The typical presentations in symptomatic patients—who account for about 15% of affected patients with West Nile virus—are systemic in nature (i.e., fever, headache, myalgia, arthralgia, nausea, vomiting, skin rash, and pharyngitis). The virus generally has incubation periods ranging from 2 to 14 days and the fever is self-limited and lasts about 1 week.
Most patients (80%) are asymptomatic. At the other end of the spectrum are 5% of patients with encephalitis who have severe headaches, meningismus, confusion, stupor/coma, tremors, convulsions, and paralysis.
Ocular manifestations can vary among patients and included anterior chamber and vitreous inflammation, retinal vasculitis, retinitis, choroiditis (the most common finding), and multifocal chorioretinitis in a curvilinear pattern. The early retinal lesions are deep yellow-white. Fluorescein and indocyanine green angiography (ICGA) are valuable for identifying these lesions.
Dengue fever is similar to West Nile virus in that it also is a flavivirus, about the same size as West Nile virus at 11 kilodaltons, the incubation periods range from 2 to 14 days, and the disease has a worldwide distribution.

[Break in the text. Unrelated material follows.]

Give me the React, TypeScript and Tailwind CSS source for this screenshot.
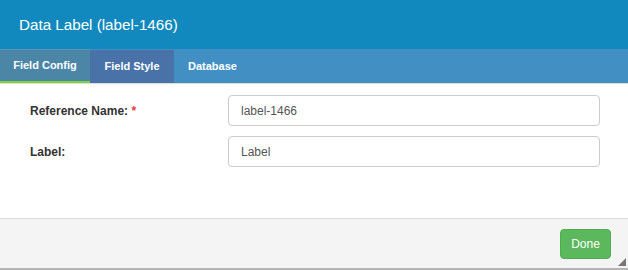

A difference is that Dengue fever tends to be limited to tropical environs, where it is endemic and occurs less often than West Nile virus. An estimate is that 50 to 100 million new cases develop each year. Cases do appear in the United States, largely in Florida and Texas, and these represent most of the cases. However, some are imported, i.e., acquired during travel, Dr. Cunningham explained.
Patients with Dengue fever also are affected systemically.